Reactive Database Access – Part 2 – Actors

We’re very happy to continue our a guest post series on the jOOQ blog by Manuel Bernhardt. In this blog series, Manuel will explain the motivation behind so-called reactive technologies and after introducing the concepts of Futures and Actors use them in order to access a relational database in combination with jOOQ.

manuel-bernhardtManuel Bernhardt is an independent software consultant with a passion for building web-based systems, both back-end and front-end. He is the author of “Reactive Web Applications” (Manning) and he started working with Scala, Akka and the Play Framework in 2010 after spending a long time with Java. He lives in Vienna, where he is co-organiser of the local Scala User Group. He is enthusiastic about the Scala-based technologies and the vibrant community and is looking for ways to spread its usage in the industry. He’s also scuba-diving since age 6, and can’t quite get used to the lack of sea in Austria.

This series is split in three parts, which we’ll publish over the next month:

Introduction

In our last post we introduced the concept of reactive applications, explained the merits of asynchronous programming and introduced Futures, a tool for expressing and manipulating asynchronous values.

In this post we will look into another tool for building asynchronous programs based on the concept of message-driven communication: actors.

The Actor-based concurrency model was popularized by the Erlang programming language and its most popular implementation on the JVM is the Akka concurrency toolkit.

In one way, the Actor model is object-orientation done “right”: the state of an actor can be mutable, but it is never exposed directly to the outside world. Instead, actors communicate with each other on the basis of asynchronous message-passing in which the messages themselves are immutable. An actor can only do one of three things:

  • send and receive any number of messages
  • change its behaviour or state in response to a message arriving
  • start new child actors

It is always in the hands of an actor to decide what state it is ready to share, and when to mutate it. This model therefore makes it much easier for us humans to write concurrent programs that are not riddled with race-conditions or deadlocks that we may have introduced by accidentally reading or writing outdated state or using locks as a means to avoid the latter.

In what follows we are going to see how Actors work and how to combine them with Futures.

Actor fundamentals

Actors are lightweight objects that communicate with eachother by sending and receiving messages. Each actor has amailbox in which incoming messages are queued before they get processed.
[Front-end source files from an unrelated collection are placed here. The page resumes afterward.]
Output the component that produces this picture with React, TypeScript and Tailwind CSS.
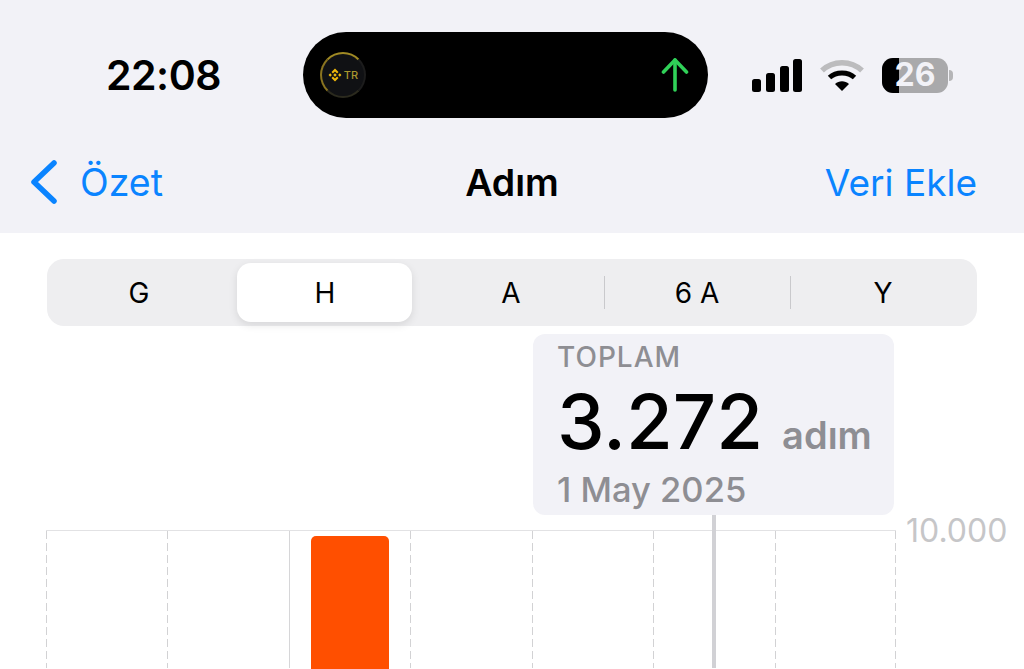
import React from 'react';

const font = { fontFamily: 'Inter, "Noto Sans", sans-serif' };

function BinanceMark() {
  return (
    <svg width="14" height="14" viewBox="0 0 24 24" fill="#f0b90b">
      <path d="M12 1l6 6-2.4 2.4L12 5.8 8.4 9.4 6 7z" />
      <path d="M12 23l-6-6 2.4-2.4 3.6 3.6 3.6-3.6L18 17z" />
      <path d="M1 12l2.8-2.8L6.6 12l-2.8 2.8z" />
      <path d="M23 12l-2.8-2.8-2.8 2.8 2.8 2.8z" />
      <path d="M12 9l3 3-3 3-3-3z" />
    </svg>
  );
}

function DynamicIsland() {
  return (
    <div className="w-[405px] h-[86px] rounded-[43px] bg-black flex items-center justify-between pl-[17px] pr-[17px]">
      <div className="w-[46px] h-[46px] rounded-full bg-[#101114] border-[2px] border-t-[#a08a24] border-l-[#8a7420] border-r-[#1c1c1c] border-b-[#2b2a1e] flex items-center justify-center gap-[2px]">
        <BinanceMark />
        <span className="text-[11px] leading-none font-medium text-[#a8962e]">TR</span>
      </div>
      <svg width="30" height="36" viewBox="0 0 30 36" fill="none" stroke="#30d158" strokeWidth="3.6" strokeLinecap="round" strokeLinejoin="round">
        <path d="M14 33V3" />
        <path d="M2.5 15L14 3l11.5 12" />
      </svg>
    </div>
  );
}

function StatusIcons() {
  return (
    <div className="flex items-center">
      <svg width="50" height="33" viewBox="0 0 50 33" fill="#000">
        <rect x="0" y="20" width="9" height="13" rx="2.5" />
        <rect x="14" y="14" width="9" height="19" rx="2.5" />
        <rect x="28" y="7" width="9" height="26" rx="2.5" />
        <rect x="41" y="0" width="9" height="33" rx="2.5" />
      </svg>
      <svg className="ml-[18px]" width="44" height="33" viewBox="0 0 44 33" fill="none">
        <path d="M2 11.5C13 1 31 1 42 11.5" stroke="#bcbcbe" strokeWidth="5.5" strokeLinecap="butt" />
        <path d="M9.5 18.5C16 12.5 28 12.5 34.5 18.5" stroke="#000" strokeWidth="5" />
        <path d="M22 32l-7-7c4-3.6 10-3.6 14 0z" fill="#000" />
      </svg>
      <div className="ml-[18px] flex items-center">
        <div className="w-[66px] h-[35px] rounded-[11px] relative bg-[#a9a9ab] flex items-center justify-center">
          <div className="absolute left-0 top-0 bottom-0 w-[17px] rounded-l-[11px] bg-black" />
          <span className="relative text-[32px] leading-none font-bold text-[#f2f2f7]">26</span>
        </div>
        <div className="ml-[1px] w-[4px] h-[11px] rounded-r-full bg-[#b5b5b7]" />
      </div>
    </div>
  );
}

function SegmentedControl() {
  const items = ['G', 'H', 'A', '6 A', 'Y'];
  return (
    <div className="mx-[47px] mt-[26px] h-[67px] rounded-[17px] bg-[#eeeef0] grid grid-cols-5">
      {items.map((item, i) => (
        <div key={item} className="relative flex items-center justify-center text-[28px] text-black pr-[2px] pt-[1px]">
          {i === 1 && (
            <div className="absolute left-[4px] right-[7px] top-[4px] bottom-[4px] rounded-[14px] bg-white shadow-[0_3px_8px_rgba(0,0,0,0.1)]" />
          )}
          {i > 2 && <div className="absolute left-[-1px] top-[17px] bottom-[17px] w-[1px] bg-[#c9c9cc]" />}
          <span className="relative">{item}</span>
        </div>
      ))}
    </div>
  );
}

function Chart() {
  return (
    <div className="relative mt-[15px] ml-[46px] flex items-start">
      <div className="w-[850px] h-[138px] border-t-[1.5px] border-[#e2e2e4] grid grid-cols-7">
        {[0, 1, 2, 3, 4, 5, 6].map((i) => (
          <div key={i} className="relative h-full">
            {i === 2 ? (
              <div className="absolute left-0 top-0 bottom-0 w-[1px] bg-[#d6d6d8]" />
            ) : (
              <div className="absolute left-0 top-0 bottom-0 w-[1px] bg-[linear-gradient(#d2d2d4_65%,transparent_65%)] bg-[length:1px_12px] bg-repeat-y" />
            )}
            {i === 6 && (
              <div className="absolute right-0 top-0 bottom-0 w-[1px] bg-[linear-gradient(#d2d2d4_65%,transparent_65%)] bg-[length:1px_12px] bg-repeat-y" />
            )}
            {i === 2 && <div className="ml-[22px] mr-[21px] mt-[5px] h-full rounded-t-[5px] bg-[#ff4f00]" />}
          </div>
        ))}
      </div>
      <span className="ml-[10px] -mt-[18px] text-[32px] leading-[38px] text-[#c6c6c8]">10.000</span>
      {/* selection cursor */}
      <div className="absolute left-[666px] top-[-15px] bottom-0 w-[4px] bg-[#d1d1d5]" />
    </div>
  );
}

export default function App() {
  return (
    <div className="w-[1024px] h-[669px] overflow-hidden bg-white" style={font}>
      <div className="h-[233px] bg-[#f2f2f7]">
        <div className="pt-[32px] h-[118px] flex items-start">
          <div className="w-[303px] h-[86px] pl-[106px] flex items-center">
            <span className="text-[41px] leading-none font-semibold text-black tracking-[-0.5px]">22:08</span>
          </div>
          <DynamicIsland />
          <div className="h-[86px] pl-[44px] flex items-center">
            <StatusIcons />
          </div>
        </div>
        <div className="mt-[40px] h-[48px] px-[30px] pr-[47px] flex items-center justify-between relative">
          <div className="flex items-center gap-[22px] text-[#0a84ff]">
            <svg width="28" height="46" viewBox="0 0 28 46" fill="none" stroke="#0a84ff" strokeWidth="5.5" strokeLinecap="round" strokeLinejoin="round">
              <path d="M24 4L4 23l20 19" />
            </svg>
            <span className="text-[37.5px] leading-none mt-[1px]">Özet</span>
          </div>
          <span className="absolute left-0 right-0 mt-[1px] text-center text-[37.5px] leading-none font-semibold text-black">Adım</span>
          <span className="text-[37px] leading-none text-[#0a84ff]">Veri Ekle</span>
        </div>
      </div>
      <SegmentedControl />
      <div className="ml-[533px] mt-[8px] w-[361px] h-[181px] rounded-[12px] bg-[#f2f2f7] pl-[24px] pt-[6px]">
        <div className="text-[28px] leading-[34px] font-medium tracking-[1px] text-[#8e8e93]">TOPLAM</div>
        <div className="flex items-baseline mt-[4px]">
          <span className="text-[76px] leading-[86px] font-medium text-black">3.272</span>
          <span className="ml-[19px] text-[38px] leading-none font-semibold text-[#8e8e93]">adım</span>
        </div>
        <div className="mt-[5px] text-[34.5px] leading-[42px] font-medium text-[#8e8e93]">1 May 2025</div>
      </div>
      <Chart />
    </div>
  );
}
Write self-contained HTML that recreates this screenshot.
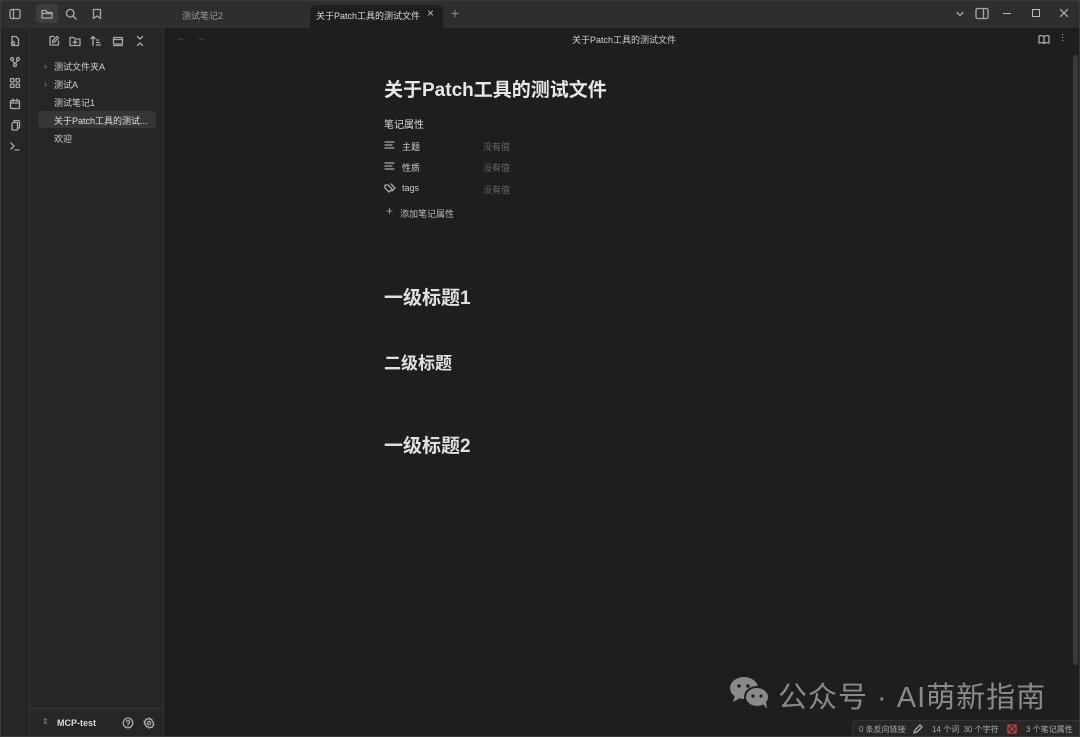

Two actors talking to each other

Actors have different states: they can be started, resumed, stopped and restarted. Resuming or restarting an actor is useful when an actor crashes as we will see later on.

Actors also have an actor reference which is a means for one actor to reach another. Like a phone number, the actor reference is a pointer to an actor, and if the actor were to be restarted and replaced by a new incarnation in case of crash it would make no difference to other actors attempting to send messages to it since the only thing they know about the actor is its reference, not the identity of one particular incarnation.

Sending and receiving messages

Let’s start by creating a simple actor:

import akka.actor._

class Luke extends Actor {
  def receive = {
    case _ => // do nothing
  }
}

This is really all it takes to create an actor. But that’s not very interesting. Let’s spice things up a little and define a reaction to a given message:

import akka.actor._

case object RevelationOfFathership

class Luke extends Actor {
  def receive = {
    case RevelationOfFathership =>
      System.err.println("Noooooooooo")
  }
}   

Here we go! RevelationOfFathership is a case object, i.e. an immutable message. This last detail is rather important: your messages should always be self-contained and not referencing the internal state of any actor since this would effectively leak this state to the outside, hence breaking the guarantee that only an actor can change its internal state. This last bit is paramount for actors to offer a better, more human-friendly concurrency model and for not getting any surprises.

Now that Luke knows how to appropriately respond to the inconvenient truth that Dark Vader is his father, all we need is the dark lord himself.

import akka.actor._

class Vader extends Actor {

  override def preStart(): Unit =
    context.actorSelection("akka://application/user/luke") ! RevelationOfFathership

  def receive = {
    case _ => // ...
  }
}

The Vader actor uses the preStart lifecycle method in order to trigger sending the message to his son when he gets started up. We’re using the actor’s context in order to send a message to Luke.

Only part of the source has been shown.